**Problem details:** Only the lines from the start of the data below through the line that contains "112, 88, 96];" are to be copied, exactly and without pictures.

☆ ☆ ☆ ☆ ☆ ☆ ☆

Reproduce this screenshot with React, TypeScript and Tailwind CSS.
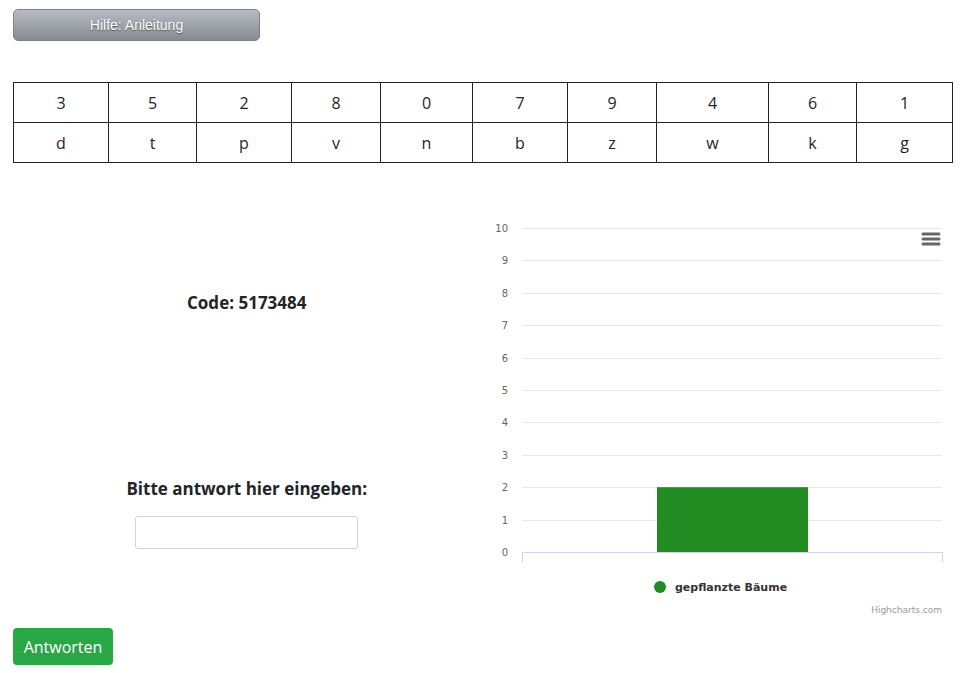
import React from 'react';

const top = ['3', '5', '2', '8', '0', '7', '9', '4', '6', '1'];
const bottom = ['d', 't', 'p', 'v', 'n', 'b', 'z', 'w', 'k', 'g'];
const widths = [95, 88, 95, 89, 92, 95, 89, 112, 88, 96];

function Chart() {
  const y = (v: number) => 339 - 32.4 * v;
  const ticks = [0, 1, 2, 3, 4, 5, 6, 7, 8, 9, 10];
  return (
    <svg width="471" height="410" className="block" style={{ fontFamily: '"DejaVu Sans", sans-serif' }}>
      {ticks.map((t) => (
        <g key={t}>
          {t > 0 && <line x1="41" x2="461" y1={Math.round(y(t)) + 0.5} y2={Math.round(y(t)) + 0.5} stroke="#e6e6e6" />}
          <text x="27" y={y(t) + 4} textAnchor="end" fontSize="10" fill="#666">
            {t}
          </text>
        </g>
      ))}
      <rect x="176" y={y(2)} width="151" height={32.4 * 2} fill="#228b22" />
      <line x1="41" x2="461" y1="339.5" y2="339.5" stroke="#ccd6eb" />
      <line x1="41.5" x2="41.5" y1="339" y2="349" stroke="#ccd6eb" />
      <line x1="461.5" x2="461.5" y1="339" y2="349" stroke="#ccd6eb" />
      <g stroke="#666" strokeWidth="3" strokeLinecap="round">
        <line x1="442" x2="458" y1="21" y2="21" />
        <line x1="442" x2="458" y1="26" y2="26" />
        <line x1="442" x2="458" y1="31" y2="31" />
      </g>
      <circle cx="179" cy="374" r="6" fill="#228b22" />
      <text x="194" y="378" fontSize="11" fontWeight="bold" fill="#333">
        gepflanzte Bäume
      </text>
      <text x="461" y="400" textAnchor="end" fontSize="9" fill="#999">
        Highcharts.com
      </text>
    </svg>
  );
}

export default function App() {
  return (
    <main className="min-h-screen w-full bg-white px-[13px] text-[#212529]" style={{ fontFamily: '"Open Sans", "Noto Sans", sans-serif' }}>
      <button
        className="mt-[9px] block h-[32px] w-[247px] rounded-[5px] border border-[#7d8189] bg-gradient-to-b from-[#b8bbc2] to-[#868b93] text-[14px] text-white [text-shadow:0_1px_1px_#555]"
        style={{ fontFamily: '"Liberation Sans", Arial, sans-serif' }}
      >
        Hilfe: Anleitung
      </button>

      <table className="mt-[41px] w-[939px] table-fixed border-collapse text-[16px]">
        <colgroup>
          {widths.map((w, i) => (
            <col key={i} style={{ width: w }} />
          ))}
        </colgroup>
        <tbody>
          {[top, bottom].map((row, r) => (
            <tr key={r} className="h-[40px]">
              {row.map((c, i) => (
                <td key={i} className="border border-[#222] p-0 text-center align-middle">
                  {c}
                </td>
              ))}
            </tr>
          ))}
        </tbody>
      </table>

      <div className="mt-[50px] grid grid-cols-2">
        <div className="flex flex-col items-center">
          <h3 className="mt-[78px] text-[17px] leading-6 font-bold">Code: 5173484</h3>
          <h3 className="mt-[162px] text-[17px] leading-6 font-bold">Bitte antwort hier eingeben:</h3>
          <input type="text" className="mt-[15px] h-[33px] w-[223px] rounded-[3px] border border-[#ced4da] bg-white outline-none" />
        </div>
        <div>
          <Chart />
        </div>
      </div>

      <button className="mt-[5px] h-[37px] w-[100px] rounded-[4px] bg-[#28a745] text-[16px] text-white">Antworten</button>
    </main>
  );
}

☆ ☆ ☆ ☆ ☆ ☆ ☆

**Full output:**
Reproduce this screenshot with React, TypeScript and Tailwind CSS.
import React from 'react';

const top = ['3', '5', '2', '8', '0', '7', '9', '4', '6', '1'];
const bottom = ['d', 't', 'p', 'v', 'n', 'b', 'z', 'w', 'k', 'g'];
const widths = [95, 88, 95, 89, 92, 95, 89, 112, 88, 96];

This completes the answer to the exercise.